Ida, la última película del director polaco Pawel Pawlikowski –responsable de filmes interesantes pero irregulares como My Summer of Love (2004) o La mujer del quinto (2011)–, es un drama intimista que se articula en torno al espacio vacío, al silencio y a los sobreentendidos ‒o a los prejuicios‒ para narrar la historia de Ida Lebenstein (Agata Trzebuchowska), una joven novicia que, recluida en un convento desde la infancia, descubre el ajeno país en el que nació y donde ha vivido: la Polonia de los años 60.
En este sentido, Ida tiene un primer nivel de lectura en tanto reflejo del estado anímico de la nación, profundamente herida por las secuelas de la Segunda Guerra Mundial y las purgas estalinistas. No en vano, la familia de la joven ha sido víctima de ambas: mientras que sus padres murieron por ser judíos, su tía, Wanda Gruz (magníficamente interpretada por Agata Kulesza), su único familiar vivo, estuvo implicada en muchas de las injusticias del régimen comunista; algo que no ha calmado su sed de venganza por los horrores pasados y que, en cambio, la ha alienado del mundo que la rodea más incluso que a su sobrina.
De hecho, la relación que se establece entre ambas mujeres ‒las dos caras de un mismo desasosiego‒ es el eje central de la trama, pues el infierno en que el vive Wanda es tan huero como el paraíso en el que reside Ida. Es lógico, pues, que, por muy opuestas que parezcan sus vidas y personalidades, finalmente las dos describan una trayectoria parecida, de huida hacia delante de una realidad que ninguna de ellas es capaz de asimilar, comprender o aceptar.
De ahí que la elección del blanco y negro se constituya en todo un hallazgo discursivo, puesto que con ello no solo se insiste en la grisura y tristeza de esa sociedad que todavía no ha cerrado sus heridas, sino que también se uniforma e iguala la cotidianidad caótica y urbana de Wanda con el ordenado y aséptico día a día de Ida.
Pero hay más: la prodigiosa fotografía de Ryszard Lenczewski y Lukasz Zal sirve al director para enfatizar el carácter de correlato objetivo, abstracto, de la pieza. Y es que, si a priori podría pensarse que nos hayamos ante una película de carácter sociológico y político, en la estela de Andrzej Wajda, pronto advertimos que las referencias al contexto histórico de la narración son únicamente el lienzo sobre el que trazar psicológicamente a los personajes, lo que asimismo explica la simplicidad esquemática de la anécdota. Pawlikowski no desea hacer un reconstrucción de una época, sino que busca el componente remanente, esencial, de lo contado, y da preeminencia al carácter revelador de las imágenes con el propósito de sumergir al público en el poso temático de la obra.

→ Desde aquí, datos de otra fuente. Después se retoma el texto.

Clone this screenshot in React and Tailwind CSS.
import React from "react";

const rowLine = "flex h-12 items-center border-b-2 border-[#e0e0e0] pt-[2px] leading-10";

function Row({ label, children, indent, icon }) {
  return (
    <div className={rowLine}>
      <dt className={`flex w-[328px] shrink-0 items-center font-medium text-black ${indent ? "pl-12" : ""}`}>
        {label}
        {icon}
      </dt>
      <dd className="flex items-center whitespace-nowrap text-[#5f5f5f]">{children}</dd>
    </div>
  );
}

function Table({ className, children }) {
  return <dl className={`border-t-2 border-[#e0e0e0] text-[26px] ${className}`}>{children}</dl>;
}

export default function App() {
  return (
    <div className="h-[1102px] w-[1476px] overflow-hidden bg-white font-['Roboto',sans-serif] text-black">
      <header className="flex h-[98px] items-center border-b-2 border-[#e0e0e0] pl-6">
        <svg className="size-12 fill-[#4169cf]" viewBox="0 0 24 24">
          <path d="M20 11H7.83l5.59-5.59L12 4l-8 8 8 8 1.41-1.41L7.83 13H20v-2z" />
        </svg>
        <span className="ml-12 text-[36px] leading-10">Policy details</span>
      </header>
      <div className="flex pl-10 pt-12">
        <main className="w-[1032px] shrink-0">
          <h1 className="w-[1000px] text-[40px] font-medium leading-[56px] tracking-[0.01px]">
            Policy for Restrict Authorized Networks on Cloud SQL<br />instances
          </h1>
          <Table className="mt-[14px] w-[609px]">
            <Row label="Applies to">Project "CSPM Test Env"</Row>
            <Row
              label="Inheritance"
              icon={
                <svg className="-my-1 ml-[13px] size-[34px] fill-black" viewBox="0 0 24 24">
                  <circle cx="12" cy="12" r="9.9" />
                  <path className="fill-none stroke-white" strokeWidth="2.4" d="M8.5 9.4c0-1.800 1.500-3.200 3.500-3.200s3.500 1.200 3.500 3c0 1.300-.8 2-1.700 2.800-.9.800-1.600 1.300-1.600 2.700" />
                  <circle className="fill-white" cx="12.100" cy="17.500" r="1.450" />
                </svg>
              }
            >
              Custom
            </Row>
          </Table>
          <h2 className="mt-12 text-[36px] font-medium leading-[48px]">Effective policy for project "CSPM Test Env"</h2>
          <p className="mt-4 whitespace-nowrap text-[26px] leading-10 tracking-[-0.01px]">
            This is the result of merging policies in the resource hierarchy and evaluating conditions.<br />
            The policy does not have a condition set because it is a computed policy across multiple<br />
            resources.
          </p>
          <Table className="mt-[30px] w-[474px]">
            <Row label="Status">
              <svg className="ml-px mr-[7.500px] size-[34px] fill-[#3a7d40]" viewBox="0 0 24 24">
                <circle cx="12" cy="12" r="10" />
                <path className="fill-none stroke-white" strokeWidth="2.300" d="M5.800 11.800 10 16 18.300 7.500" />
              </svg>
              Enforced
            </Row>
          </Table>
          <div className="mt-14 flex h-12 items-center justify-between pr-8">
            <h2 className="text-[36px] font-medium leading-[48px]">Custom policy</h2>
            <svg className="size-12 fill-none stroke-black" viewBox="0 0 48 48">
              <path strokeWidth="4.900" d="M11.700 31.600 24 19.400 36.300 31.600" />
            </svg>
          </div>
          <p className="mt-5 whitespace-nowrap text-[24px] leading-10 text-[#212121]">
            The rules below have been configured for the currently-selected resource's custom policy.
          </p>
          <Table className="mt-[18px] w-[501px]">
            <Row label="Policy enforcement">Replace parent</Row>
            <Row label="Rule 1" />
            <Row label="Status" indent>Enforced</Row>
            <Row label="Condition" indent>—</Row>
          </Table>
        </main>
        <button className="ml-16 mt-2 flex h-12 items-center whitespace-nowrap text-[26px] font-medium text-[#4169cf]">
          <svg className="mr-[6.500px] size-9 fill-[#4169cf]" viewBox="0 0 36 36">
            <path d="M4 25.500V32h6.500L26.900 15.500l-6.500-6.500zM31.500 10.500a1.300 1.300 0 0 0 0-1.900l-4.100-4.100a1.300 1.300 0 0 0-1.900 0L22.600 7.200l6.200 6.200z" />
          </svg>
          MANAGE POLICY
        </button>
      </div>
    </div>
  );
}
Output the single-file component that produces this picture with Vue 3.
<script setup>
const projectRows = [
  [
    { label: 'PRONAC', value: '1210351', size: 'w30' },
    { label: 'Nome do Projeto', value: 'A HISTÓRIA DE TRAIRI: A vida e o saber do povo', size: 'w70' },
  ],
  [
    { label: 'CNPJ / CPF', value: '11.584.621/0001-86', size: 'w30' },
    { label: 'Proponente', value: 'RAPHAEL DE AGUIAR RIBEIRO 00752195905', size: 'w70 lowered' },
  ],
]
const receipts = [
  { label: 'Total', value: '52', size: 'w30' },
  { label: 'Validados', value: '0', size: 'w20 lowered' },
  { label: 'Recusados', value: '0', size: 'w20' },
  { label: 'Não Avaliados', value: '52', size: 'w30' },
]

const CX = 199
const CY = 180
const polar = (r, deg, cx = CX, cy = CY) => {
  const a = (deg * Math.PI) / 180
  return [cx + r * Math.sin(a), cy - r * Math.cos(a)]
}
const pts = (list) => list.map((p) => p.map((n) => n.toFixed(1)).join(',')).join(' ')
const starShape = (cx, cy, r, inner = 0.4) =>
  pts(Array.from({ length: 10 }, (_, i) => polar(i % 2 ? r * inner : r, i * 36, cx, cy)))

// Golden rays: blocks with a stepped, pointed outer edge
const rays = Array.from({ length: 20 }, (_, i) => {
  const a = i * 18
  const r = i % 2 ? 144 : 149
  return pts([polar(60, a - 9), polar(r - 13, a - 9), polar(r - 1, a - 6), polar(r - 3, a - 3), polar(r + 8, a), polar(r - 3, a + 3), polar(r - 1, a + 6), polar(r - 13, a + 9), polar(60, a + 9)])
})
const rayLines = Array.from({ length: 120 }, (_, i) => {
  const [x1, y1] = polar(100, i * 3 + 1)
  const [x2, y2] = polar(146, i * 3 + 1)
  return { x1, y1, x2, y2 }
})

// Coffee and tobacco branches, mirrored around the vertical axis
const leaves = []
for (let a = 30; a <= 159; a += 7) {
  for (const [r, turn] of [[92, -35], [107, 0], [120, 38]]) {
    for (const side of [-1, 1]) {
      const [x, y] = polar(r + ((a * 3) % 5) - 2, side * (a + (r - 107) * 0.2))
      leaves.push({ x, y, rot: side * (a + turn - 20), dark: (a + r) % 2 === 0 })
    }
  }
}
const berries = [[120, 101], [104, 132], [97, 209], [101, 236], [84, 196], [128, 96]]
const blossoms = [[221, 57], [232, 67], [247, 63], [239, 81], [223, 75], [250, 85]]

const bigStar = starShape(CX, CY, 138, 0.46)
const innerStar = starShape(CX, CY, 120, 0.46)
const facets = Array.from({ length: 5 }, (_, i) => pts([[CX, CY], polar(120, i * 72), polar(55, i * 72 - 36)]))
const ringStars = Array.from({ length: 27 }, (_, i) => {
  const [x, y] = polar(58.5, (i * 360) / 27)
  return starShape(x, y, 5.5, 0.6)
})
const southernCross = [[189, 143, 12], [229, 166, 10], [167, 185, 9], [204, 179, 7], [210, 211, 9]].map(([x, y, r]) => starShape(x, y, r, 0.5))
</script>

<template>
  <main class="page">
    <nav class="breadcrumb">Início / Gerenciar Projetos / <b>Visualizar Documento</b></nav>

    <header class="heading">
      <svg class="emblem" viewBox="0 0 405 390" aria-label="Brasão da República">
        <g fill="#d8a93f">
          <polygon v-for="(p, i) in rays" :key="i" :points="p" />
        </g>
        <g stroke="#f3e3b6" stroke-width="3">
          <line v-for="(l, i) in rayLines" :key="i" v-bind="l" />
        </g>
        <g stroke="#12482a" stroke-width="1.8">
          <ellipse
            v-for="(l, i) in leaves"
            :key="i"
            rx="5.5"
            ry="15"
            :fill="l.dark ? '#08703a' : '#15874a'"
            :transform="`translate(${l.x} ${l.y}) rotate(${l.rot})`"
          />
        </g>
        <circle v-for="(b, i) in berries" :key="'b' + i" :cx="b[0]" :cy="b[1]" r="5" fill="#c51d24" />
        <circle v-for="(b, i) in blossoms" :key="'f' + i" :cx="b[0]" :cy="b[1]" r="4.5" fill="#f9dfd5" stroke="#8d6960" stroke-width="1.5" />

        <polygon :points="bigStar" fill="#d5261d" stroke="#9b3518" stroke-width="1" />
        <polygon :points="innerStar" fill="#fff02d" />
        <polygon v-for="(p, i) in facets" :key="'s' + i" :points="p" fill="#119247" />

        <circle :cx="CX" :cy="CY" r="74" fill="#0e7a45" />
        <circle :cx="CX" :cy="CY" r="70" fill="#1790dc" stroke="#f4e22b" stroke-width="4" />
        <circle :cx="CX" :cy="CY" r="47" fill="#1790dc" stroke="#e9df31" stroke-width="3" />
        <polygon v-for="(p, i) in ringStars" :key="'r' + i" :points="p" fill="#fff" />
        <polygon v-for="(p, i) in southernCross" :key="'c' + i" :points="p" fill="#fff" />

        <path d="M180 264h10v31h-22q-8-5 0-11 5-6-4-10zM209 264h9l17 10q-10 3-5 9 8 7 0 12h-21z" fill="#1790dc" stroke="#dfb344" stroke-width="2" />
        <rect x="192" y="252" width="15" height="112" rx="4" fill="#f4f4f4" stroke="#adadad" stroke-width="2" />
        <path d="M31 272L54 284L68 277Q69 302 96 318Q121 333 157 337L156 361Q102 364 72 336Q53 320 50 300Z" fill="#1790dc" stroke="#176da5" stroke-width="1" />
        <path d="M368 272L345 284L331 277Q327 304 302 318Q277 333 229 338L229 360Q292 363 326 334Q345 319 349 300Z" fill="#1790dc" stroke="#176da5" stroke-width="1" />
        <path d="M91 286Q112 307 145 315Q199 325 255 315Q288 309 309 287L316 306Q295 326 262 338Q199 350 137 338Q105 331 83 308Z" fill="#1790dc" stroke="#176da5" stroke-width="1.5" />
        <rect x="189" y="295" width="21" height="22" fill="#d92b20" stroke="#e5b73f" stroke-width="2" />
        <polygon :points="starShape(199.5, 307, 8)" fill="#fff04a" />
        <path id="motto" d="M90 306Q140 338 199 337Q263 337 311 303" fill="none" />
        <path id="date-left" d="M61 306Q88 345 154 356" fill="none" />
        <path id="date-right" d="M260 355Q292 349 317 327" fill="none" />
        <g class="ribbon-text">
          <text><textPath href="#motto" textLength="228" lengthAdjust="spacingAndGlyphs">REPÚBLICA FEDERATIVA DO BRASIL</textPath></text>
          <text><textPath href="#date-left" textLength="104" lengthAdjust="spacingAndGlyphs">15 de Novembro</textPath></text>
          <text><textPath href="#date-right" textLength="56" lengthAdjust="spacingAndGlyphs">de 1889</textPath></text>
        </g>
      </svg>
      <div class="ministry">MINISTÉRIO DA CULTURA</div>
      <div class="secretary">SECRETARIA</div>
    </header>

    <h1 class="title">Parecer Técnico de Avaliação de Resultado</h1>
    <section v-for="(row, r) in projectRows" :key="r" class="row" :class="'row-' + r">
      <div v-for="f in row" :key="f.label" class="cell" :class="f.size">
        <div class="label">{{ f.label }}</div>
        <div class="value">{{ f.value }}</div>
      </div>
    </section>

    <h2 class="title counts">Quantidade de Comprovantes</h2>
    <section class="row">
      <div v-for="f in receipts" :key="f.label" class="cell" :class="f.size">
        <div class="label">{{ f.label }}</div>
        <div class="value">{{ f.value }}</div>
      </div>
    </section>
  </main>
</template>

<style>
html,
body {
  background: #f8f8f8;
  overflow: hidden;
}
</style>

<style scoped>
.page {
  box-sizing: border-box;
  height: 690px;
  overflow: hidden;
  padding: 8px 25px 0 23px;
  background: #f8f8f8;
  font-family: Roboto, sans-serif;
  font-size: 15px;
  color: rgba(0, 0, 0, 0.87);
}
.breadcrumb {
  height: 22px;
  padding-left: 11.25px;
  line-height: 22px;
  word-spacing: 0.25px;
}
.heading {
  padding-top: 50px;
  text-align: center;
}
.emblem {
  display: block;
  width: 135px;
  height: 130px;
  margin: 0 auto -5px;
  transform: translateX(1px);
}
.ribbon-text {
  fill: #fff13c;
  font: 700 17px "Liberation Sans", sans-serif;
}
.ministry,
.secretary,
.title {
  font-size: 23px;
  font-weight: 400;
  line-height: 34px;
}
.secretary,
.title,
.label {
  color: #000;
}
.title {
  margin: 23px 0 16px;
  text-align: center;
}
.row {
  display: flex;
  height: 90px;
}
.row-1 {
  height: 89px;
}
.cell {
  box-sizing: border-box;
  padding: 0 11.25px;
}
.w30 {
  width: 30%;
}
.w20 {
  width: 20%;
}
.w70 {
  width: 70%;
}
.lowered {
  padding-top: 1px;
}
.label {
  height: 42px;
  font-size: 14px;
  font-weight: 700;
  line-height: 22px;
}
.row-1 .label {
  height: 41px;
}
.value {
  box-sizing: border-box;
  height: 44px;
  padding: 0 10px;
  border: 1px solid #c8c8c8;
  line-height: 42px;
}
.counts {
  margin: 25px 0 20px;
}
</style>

¿Y cuál es dicho poso? Pues una exposición, neutra y acrítica, de la grandeza y la bajeza de los seres humanos, de su perpetua oscilación entre el bien y el mal; o, dicho de otra forma, del blanco y el negro y la infinita gama de grises que los separan.
En última instancia, Ida deviene una fábula sobre la verdad, la culpa, el castigo y la redención. Expulsada del edénico convento en el que habitaba, la inexperta heroína probará el amargo fruto del bien y del mal y perderá por ello su paz mental; una paz que solamente recuperará a través de la expiación ajena y de la renuncia propia. No por casualidad, las subyugantes imágenes que articulan el relato tienen la concepción pictórica y estática de Carl T. Dreyer y la fisicidad minimalista de Robert Bresson: dos autores que, es bien sabido, son estandartes de un cine cincelado y sutil, hondo y espiritual. Ilustradores al respecto son dos bellos, y dolorosos, momentos del filme: el leve plano picado que recoge al campesino dentro de la fosa que él mismo acaba de cavar y la secuencia de la ventana abierta en el salón de la casa de Wanda.
Asentada en una peripecia muy convencional y previsible, por tanto, Ida, trasciende hacia una esfera de reflexión moral mediante la prodigiosa realización de Pawlikowski, con unas imágenes poéticas y alegóricas que quedan impresas en la retina del espectador. Y todo cuanto integra cada una de las secuencias de la cinta demuestra su elevado calado metafórico y redunda en el carácter de buceo místico en el alma humana que posee la propuesta: la música que contrapone el jazz –sensual, tentador, vivo, peligroso– con la clásica –sublime, etérea, nostálgica, segura–; la austeridad de la puesta en escena; los encuadres que potencian el espacio y la línea del horizonte; la delectación en el rostro, desnudo, hierático, de Ida; etcétera.